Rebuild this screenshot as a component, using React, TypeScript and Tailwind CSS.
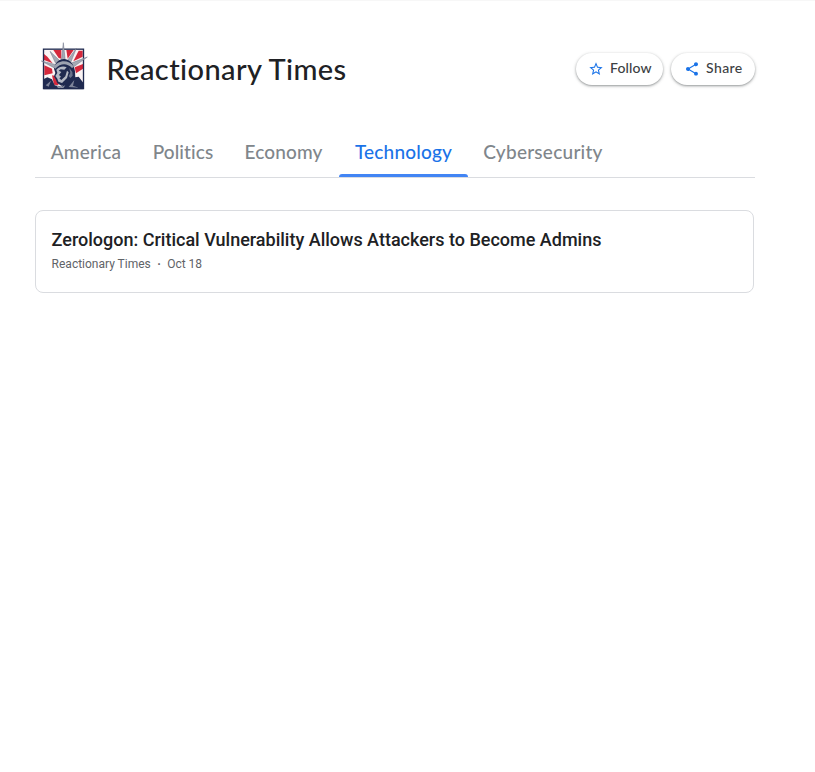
---
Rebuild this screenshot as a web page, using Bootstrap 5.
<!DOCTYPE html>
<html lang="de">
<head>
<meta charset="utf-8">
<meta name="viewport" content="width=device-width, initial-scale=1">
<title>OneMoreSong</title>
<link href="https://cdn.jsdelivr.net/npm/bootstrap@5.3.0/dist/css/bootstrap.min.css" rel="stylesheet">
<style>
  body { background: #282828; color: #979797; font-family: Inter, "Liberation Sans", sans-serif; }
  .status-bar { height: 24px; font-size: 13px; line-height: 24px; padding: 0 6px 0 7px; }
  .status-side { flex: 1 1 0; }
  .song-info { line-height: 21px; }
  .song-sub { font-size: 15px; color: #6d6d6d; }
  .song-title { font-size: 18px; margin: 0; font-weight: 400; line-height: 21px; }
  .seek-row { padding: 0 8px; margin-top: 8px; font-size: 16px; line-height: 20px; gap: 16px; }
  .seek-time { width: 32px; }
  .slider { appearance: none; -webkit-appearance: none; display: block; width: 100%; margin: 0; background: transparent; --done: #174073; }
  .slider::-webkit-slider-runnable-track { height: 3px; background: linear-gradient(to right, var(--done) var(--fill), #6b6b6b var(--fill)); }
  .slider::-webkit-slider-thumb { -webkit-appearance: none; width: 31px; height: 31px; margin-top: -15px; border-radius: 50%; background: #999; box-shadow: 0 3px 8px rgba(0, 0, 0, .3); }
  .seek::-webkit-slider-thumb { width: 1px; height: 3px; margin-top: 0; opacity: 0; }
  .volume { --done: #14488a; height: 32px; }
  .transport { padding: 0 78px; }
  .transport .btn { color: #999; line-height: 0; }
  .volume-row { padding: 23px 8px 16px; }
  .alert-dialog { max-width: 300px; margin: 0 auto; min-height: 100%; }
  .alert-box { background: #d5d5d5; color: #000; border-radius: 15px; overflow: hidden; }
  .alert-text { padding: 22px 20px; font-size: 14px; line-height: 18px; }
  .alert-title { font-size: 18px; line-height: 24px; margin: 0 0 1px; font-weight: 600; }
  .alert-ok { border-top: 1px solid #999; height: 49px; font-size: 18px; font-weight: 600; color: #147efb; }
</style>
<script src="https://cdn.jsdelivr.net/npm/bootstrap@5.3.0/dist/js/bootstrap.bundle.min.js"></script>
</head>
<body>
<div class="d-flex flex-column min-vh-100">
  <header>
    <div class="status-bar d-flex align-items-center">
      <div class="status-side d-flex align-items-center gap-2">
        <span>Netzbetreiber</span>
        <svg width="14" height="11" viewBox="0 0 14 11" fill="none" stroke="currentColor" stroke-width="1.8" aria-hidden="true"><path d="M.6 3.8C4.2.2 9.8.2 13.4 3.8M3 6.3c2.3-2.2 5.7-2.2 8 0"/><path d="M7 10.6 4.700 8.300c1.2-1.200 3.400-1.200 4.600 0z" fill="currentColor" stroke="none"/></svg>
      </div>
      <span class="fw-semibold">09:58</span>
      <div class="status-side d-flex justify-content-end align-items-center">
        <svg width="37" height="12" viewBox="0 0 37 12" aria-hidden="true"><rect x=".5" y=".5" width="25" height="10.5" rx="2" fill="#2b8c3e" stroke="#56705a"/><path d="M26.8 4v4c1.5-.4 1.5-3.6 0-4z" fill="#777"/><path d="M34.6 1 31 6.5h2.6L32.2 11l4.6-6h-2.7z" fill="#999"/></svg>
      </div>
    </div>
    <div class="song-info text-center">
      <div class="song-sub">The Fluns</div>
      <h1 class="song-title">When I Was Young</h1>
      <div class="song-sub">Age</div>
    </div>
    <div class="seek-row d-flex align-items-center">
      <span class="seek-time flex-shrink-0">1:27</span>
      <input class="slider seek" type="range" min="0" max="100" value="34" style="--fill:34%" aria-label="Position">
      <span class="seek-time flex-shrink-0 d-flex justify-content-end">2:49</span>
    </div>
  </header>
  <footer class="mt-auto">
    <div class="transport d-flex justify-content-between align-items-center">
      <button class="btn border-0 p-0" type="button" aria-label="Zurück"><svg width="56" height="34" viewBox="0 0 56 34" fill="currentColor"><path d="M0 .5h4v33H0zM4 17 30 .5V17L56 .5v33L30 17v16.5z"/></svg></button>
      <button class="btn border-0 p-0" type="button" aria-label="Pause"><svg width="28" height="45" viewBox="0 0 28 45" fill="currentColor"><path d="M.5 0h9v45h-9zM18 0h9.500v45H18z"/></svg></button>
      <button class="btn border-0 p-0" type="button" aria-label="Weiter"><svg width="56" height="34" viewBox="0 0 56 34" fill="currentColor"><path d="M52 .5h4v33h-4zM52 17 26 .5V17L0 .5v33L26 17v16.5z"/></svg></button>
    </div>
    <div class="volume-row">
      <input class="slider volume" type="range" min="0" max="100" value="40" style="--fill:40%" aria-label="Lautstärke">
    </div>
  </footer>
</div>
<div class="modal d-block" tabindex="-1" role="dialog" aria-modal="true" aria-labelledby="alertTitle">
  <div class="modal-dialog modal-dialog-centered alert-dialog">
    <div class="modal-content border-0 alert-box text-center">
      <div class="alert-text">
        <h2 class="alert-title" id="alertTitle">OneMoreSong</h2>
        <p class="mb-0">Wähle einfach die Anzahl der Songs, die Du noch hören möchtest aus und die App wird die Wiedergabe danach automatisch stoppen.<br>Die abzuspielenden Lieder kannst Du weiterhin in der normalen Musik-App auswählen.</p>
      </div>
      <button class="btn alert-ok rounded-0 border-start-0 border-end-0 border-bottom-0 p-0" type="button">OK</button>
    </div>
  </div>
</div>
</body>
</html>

_Given problem_.
Your task is to gather every line with the word "this" and copy it.

_Correct response_.
Rebuild this screenshot as a component, using React, TypeScript and Tailwind CSS.
Rebuild this screenshot as a web page, using Bootstrap 5.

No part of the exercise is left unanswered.